The French scholar Alfred Foucher (1865–1952) maintained that the sources of classical cultural impact lay in Greek cities nearer at hand; those of Bactria, reinforced by fresh influences from Greece. He suggested that the conversion of the Bactrian ruler Menander (c. 150–100 B.C.E.) to Buddhism planted “the germ of the whole subsequent development of Greco-Buddhist [Gandharan] art.” Foucher’s contemporary, Sir John Marshall, dated the high period of Gandharan art to the first century C.E., when the Parthians—not the Bactrians—revived contact with the classical world. Still other scholars have discounted Greek influence in favor of Roman influence on Gandharan statuary.
We cannot yet provide exact dates for the arrival of Buddhism in Gandhara, for the founding of the Kusana empire, or for the carving of the first Buddha statues. The earliest known likenesses of Buddha date to the first century C.E.
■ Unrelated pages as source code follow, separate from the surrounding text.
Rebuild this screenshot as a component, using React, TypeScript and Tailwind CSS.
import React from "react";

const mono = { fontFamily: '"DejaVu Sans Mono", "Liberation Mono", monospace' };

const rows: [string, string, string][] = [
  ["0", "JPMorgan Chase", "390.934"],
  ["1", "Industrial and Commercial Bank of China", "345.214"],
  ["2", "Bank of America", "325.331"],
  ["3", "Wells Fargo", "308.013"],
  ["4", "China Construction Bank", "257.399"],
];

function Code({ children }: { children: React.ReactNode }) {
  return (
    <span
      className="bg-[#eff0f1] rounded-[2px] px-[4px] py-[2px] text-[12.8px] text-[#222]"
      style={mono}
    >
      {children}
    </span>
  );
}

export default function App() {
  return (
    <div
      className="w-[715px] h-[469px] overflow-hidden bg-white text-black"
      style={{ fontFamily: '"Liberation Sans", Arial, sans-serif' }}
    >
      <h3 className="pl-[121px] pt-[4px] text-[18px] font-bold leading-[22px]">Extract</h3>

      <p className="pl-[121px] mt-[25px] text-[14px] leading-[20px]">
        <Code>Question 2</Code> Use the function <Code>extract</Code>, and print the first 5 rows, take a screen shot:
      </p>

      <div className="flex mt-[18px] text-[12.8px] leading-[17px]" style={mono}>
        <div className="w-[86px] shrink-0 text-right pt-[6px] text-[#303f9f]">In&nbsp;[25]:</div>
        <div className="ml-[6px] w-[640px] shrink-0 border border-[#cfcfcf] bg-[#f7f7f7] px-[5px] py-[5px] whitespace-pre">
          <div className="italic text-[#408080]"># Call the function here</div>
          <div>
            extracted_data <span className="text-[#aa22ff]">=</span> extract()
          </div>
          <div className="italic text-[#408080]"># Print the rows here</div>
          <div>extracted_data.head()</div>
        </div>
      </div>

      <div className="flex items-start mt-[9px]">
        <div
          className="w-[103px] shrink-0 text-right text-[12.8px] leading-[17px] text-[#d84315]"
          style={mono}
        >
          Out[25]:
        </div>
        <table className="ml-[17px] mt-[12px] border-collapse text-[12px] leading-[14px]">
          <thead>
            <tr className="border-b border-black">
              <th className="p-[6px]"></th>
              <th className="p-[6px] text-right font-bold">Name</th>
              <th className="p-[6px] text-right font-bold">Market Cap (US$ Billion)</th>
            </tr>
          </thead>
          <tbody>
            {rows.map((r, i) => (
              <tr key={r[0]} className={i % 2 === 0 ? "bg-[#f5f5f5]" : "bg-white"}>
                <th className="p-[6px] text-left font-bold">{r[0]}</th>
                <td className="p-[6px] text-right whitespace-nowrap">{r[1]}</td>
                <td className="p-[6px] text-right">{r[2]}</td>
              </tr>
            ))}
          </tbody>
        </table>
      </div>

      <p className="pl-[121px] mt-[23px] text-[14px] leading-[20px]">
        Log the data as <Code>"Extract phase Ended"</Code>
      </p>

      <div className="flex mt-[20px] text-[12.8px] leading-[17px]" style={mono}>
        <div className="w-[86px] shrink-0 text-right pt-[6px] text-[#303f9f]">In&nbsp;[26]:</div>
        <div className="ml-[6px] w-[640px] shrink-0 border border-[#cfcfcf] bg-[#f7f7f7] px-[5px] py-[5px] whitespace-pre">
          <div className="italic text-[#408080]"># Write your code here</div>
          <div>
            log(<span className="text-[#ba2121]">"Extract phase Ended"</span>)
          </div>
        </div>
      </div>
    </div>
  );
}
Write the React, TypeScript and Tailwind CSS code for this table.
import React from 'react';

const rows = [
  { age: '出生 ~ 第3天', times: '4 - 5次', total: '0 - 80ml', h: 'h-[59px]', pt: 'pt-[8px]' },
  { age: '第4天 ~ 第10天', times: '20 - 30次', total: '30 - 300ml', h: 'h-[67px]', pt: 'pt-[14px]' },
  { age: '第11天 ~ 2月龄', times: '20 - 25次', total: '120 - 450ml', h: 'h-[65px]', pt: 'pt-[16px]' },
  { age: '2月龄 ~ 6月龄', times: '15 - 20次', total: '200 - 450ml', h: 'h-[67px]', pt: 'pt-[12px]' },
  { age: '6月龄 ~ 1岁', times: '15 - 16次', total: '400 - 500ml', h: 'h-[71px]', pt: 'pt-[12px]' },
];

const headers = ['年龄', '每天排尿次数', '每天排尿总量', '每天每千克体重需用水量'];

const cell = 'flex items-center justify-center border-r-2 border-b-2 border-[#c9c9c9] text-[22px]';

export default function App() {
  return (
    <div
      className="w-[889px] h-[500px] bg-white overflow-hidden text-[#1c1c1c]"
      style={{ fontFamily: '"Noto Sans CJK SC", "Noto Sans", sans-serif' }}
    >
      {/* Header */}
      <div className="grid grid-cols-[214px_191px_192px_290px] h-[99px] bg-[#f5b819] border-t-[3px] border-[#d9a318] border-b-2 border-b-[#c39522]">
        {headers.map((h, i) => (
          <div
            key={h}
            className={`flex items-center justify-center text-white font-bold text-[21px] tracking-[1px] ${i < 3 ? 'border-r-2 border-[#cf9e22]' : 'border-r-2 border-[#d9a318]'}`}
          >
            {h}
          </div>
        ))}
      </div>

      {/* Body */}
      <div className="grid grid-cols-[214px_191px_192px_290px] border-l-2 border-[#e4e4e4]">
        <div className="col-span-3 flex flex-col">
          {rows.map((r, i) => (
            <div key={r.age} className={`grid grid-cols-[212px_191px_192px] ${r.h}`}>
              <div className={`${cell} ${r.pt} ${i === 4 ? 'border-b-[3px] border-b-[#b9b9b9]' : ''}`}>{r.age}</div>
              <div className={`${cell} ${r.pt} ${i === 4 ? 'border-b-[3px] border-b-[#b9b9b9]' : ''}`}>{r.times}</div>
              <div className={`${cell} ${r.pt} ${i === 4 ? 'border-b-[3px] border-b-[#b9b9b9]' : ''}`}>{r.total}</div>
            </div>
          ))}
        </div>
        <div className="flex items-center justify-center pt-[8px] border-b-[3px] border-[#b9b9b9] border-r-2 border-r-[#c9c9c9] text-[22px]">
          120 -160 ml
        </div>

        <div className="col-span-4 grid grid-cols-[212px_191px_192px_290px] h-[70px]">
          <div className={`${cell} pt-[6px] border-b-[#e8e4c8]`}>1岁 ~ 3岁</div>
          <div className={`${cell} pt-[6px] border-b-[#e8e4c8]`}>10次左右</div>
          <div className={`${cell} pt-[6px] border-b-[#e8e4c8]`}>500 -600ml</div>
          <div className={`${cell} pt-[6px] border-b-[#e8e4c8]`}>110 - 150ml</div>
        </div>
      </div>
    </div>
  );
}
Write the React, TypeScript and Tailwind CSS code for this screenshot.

In 1926, Ananda Coomaraswamy argued that the origins of the Buddha image are to be sought in the art of India proper (“The Indian Origin of the Buddha Image,” Journal of the American Oriental Society 46, pp. 165–170). Prototypes for both standing and seated images are already present in Mathura in the yaksa figures from the first three centuries B.C.E. and in the representations of Jina from the late first century B.C.E. Following Coomaraswamy, the Dutch scholar J.E. Van Lohuizen-de Leeuw made a strong case for the priority of the Buddha image in the art of Mathura.